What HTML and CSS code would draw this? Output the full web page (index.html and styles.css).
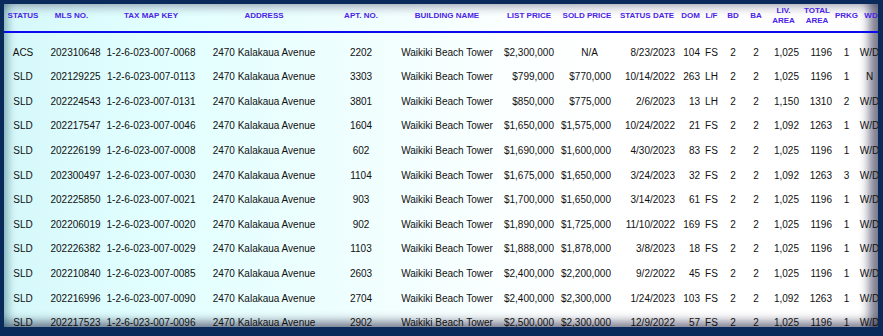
FILE: index.html
```html
<!DOCTYPE html>
<html>
<head>
<meta charset="utf-8">
<link rel="stylesheet" href="styles.css">
</head>
<body>
<div class="frame">
  <div class="panel">
    <table class="sales">
      <colgroup>
        <col class="c-status"><col class="c-mls"><col class="c-tmk"><col class="c-addr"><col class="c-apt"><col class="c-bldg"><col class="c-list"><col class="c-sold"><col class="c-date"><col class="c-dom"><col class="c-lf"><col class="c-bd"><col class="c-ba"><col class="c-liv"><col class="c-total"><col class="c-prkg"><col class="c-wd">
      </colgroup>
      <thead>
        <tr>
          <th>STATUS</th><th>MLS NO.</th><th>TAX MAP KEY</th><th>ADDRESS</th><th>APT. NO.</th><th>BUILDING NAME</th><th>LIST PRICE</th><th>SOLD PRICE</th><th>STATUS DATE</th><th>DOM</th><th>L/F</th><th>BD</th><th>BA</th><th>LIV.<br>AREA</th><th>TOTAL<br>AREA</th><th>PRKG</th><th>WD</th>
        </tr>
      </thead>
      <tbody>
        <tr><td>ACS</td><td>202310648</td><td>1-2-6-023-007-0068</td><td>2470 Kalakaua Avenue</td><td>2202</td><td>Waikiki Beach Tower</td><td>$2,300,000</td><td class="na">N/A</td><td>8/23/2023</td><td>104</td><td>FS</td><td>2</td><td>2</td><td>1,025</td><td>1196</td><td>1</td><td>W/D</td></tr>
        <tr><td>SLD</td><td>202129225</td><td>1-2-6-023-007-0113</td><td>2470 Kalakaua Avenue</td><td>3303</td><td>Waikiki Beach Tower</td><td>$799,000</td><td>$770,000</td><td>10/14/2022</td><td>263</td><td>LH</td><td>2</td><td>2</td><td>1,025</td><td>1196</td><td>1</td><td>N</td></tr>
        <tr><td>SLD</td><td>202224543</td><td>1-2-6-023-007-0131</td><td>2470 Kalakaua Avenue</td><td>3801</td><td>Waikiki Beach Tower</td><td>$850,000</td><td>$775,000</td><td>2/6/2023</td><td>13</td><td>LH</td><td>2</td><td>2</td><td>1,150</td><td>1310</td><td>2</td><td>W/D</td></tr>
        <tr><td>SLD</td><td>202217547</td><td>1-2-6-023-007-0046</td><td>2470 Kalakaua Avenue</td><td>1604</td><td>Waikiki Beach Tower</td><td>$1,650,000</td><td>$1,575,000</td><td>10/24/2022</td><td>21</td><td>FS</td><td>2</td><td>2</td><td>1,092</td><td>1263</td><td>1</td><td>W/D</td></tr>
        <tr><td>SLD</td><td>202226199</td><td>1-2-6-023-007-0008</td><td>2470 Kalakaua Avenue</td><td>602</td><td>Waikiki Beach Tower</td><td>$1,690,000</td><td>$1,600,000</td><td>4/30/2023</td><td>83</td><td>FS</td><td>2</td><td>2</td><td>1,025</td><td>1196</td><td>1</td><td>W/D</td></tr>
        <tr><td>SLD</td><td>202300497</td><td>1-2-6-023-007-0030</td><td>2470 Kalakaua Avenue</td><td>1104</td><td>Waikiki Beach Tower</td><td>$1,675,000</td><td>$1,650,000</td><td>3/24/2023</td><td>32</td><td>FS</td><td>2</td><td>2</td><td>1,092</td><td>1263</td><td>3</td><td>W/D</td></tr>
        <tr><td>SLD</td><td>202225850</td><td>1-2-6-023-007-0021</td><td>2470 Kalakaua Avenue</td><td>903</td><td>Waikiki Beach Tower</td><td>$1,700,000</td><td>$1,650,000</td><td>3/14/2023</td><td>61</td><td>FS</td><td>2</td><td>2</td><td>1,025</td><td>1196</td><td>1</td><td>W/D</td></tr>
        <tr><td>SLD</td><td>202206019</td><td>1-2-6-023-007-0020</td><td>2470 Kalakaua Avenue</td><td>902</td><td>Waikiki Beach Tower</td><td>$1,890,000</td><td>$1,725,000</td><td>11/10/2022</td><td>169</td><td>FS</td><td>2</td><td>2</td><td>1,025</td><td>1196</td><td>1</td><td>W/D</td></tr>
        <tr><td>SLD</td><td>202226382</td><td>1-2-6-023-007-0029</td><td>2470 Kalakaua Avenue</td><td>1103</td><td>Waikiki Beach Tower</td><td>$1,888,000</td><td>$1,878,000</td><td>3/8/2023</td><td>18</td><td>FS</td><td>2</td><td>2</td><td>1,025</td><td>1196</td><td>1</td><td>W/D</td></tr>
        <tr><td>SLD</td><td>202210840</td><td>1-2-6-023-007-0085</td><td>2470 Kalakaua Avenue</td><td>2603</td><td>Waikiki Beach Tower</td><td>$2,400,000</td><td>$2,200,000</td><td>9/2/2022</td><td>45</td><td>FS</td><td>2</td><td>2</td><td>1,025</td><td>1196</td><td>1</td><td>W/D</td></tr>
        <tr><td>SLD</td><td>202216996</td><td>1-2-6-023-007-0090</td><td>2470 Kalakaua Avenue</td><td>2704</td><td>Waikiki Beach Tower</td><td>$2,400,000</td><td>$2,300,000</td><td>1/24/2023</td><td>103</td><td>FS</td><td>2</td><td>2</td><td>1,092</td><td>1263</td><td>1</td><td>W/D</td></tr>
        <tr><td>SLD</td><td>202217523</td><td>1-2-6-023-007-0096</td><td>2470 Kalakaua Avenue</td><td>2902</td><td>Waikiki Beach Tower</td><td>$2,500,000</td><td>$2,300,000</td><td>12/9/2022</td><td>57</td><td>FS</td><td>2</td><td>2</td><td>1,025</td><td>1196</td><td>1</td><td>W/D</td></tr>
      </tbody>
    </table>
  </div>
</div>
</body>
</html>
```
FILE: styles.css
```css
html, body {
  margin: 0;
  padding: 0;
  background: #0b2a5c;
}

.frame {
  width: 883px;
  height: 336px;
  box-sizing: border-box;
  padding: 4px 5px 9px 4px;
}

.panel {
  height: 323px;
  overflow: hidden;
  background: linear-gradient(to right, #d6f8fa 0, #e2ffff 18%, #effefe 40%, #fbffff 58%, #ffffff 70%);
  box-shadow:
    inset 11px 0 9px -7px rgba(0, 70, 90, 0.38),
    inset -16px 0 10px -7px rgba(20, 20, 55, 0.55),
    inset 0 11px 9px -7px rgba(40, 40, 80, 0.32),
    inset 0 -13px 10px -7px rgba(20, 20, 55, 0.5);
}

.sales {
  table-layout: fixed;
  width: 879px;
  border-collapse: separate;
  border-spacing: 0;
  font-family: "Liberation Sans", Arial, sans-serif;
}

.c-status { width: 38px; }
.c-mls { width: 59px; }
.c-tmk { width: 100px; }
.c-addr { width: 126px; }
.c-apt { width: 68px; }
.c-bldg { width: 104px; }
.c-list { width: 60px; }
.c-sold { width: 56px; }
.c-date { width: 64px; }
.c-dom { width: 23px; }
.c-lf { width: 19px; }
.c-bd { width: 24px; }
.c-ba { width: 22px; }
.c-liv { width: 33px; }
.c-total { width: 34px; }
.c-prkg { width: 25px; }
.c-wd { width: 24px; }

.sales th {
  font-size: 8px;
  font-weight: bold;
  line-height: 10px;
  color: #4a24e8;
  text-align: center;
  vertical-align: middle;
  white-space: nowrap;
  height: 20px;
  padding: 1.6px 0 5.4px;
  border-bottom: 2px solid #0a0aee;
}

.sales td {
  font-size: 10px;
  line-height: 24.6px;
  height: 24.6px;
  color: #111;
  text-align: center;
  white-space: nowrap;
  padding: 0;
}

.sales tbody tr:first-child td {
  padding-top: 7.6px;
}

.sales td:nth-child(2) { padding-left: 8px; }
.sales td:nth-child(7) { text-align: right; padding-right: 5px; }
.sales td:nth-child(8) { text-align: right; padding-right: 4px; }
.sales td:nth-child(9) { text-align: right; padding-right: 4px; }
.sales td:nth-child(10) { text-align: right; padding-right: 2px; }
.sales td:nth-child(14) { text-align: right; padding-right: 1px; }
.sales td:nth-child(15) { text-align: right; padding-right: 2px; }
.sales td:nth-child(17) { padding-right: 3px; }
.sales td.na { text-align: center; padding-left: 5px; padding-right: 0; }
```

======

Given instruction: Pull out each line holding the string "styles".

Written answer:
What HTML and CSS code would draw this? Output the full web page (index.html and styles.css).
<link rel="stylesheet" href="styles.css">
FILE: styles.css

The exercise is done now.